Summary of Operational Ports

To ensure the stack functions correctly, the following ports must be open in the system firewall (e.g., UFW):

Port	Component	Purpose
9200	Elasticsearch	REST API / HTTP Communication
9300	Elasticsearch	Node-to-Node Transport
5601	Kibana	User Interface / Web Browser Access
5044	Logstash	Beats Input Port

Conclusion: Strategic Analysis of the ELK Deployment

The deployment of the Elastic Stack on Ubuntu 22.04 is a rigorous exercise in resource management and security configuration. The critical path to a successful installation lies in the synergy between the JVM heap settings and the X-Pack security layers. A failure to properly allocate RAM (specifically the -Xms and -Xmx settings) almost inevitably leads to the failure of the Elasticsearch service during high-indexing periods.

From an architectural perspective, the transition from the traditional "ELK" terminology to the "Elastic Stack" reflects the integration of Beats, which solved the historical problem of Logstash's high resource consumption on client machines. By offloading the initial data collection to Filebeat, the system achieves a more efficient distribution of labor.

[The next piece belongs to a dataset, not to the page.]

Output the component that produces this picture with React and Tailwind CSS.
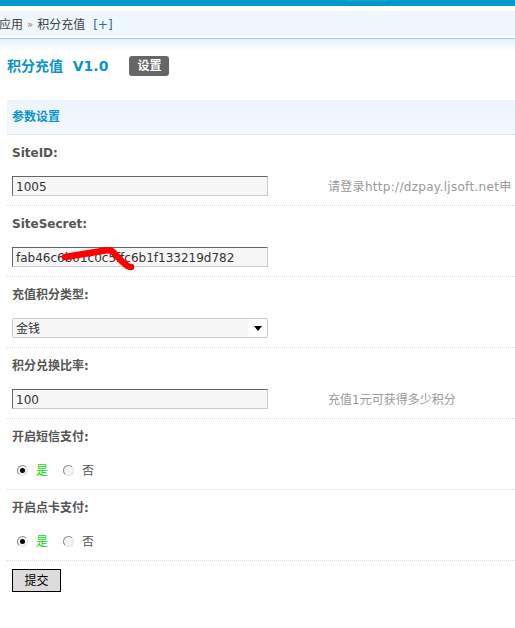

For those deploying in production, the use of Nginx as a reverse proxy for Kibana is not merely an option but a necessity for security and scalability. Implementing TLS/SSL certificates ensures that the administrative data flowing through the stack is not intercepted. Ultimately, the strength of the Elastic Stack is its ability to transform chaotic, unstructured log data into actionable intelligence, provided that the underlying infrastructure is configured with the precision detailed in this guide.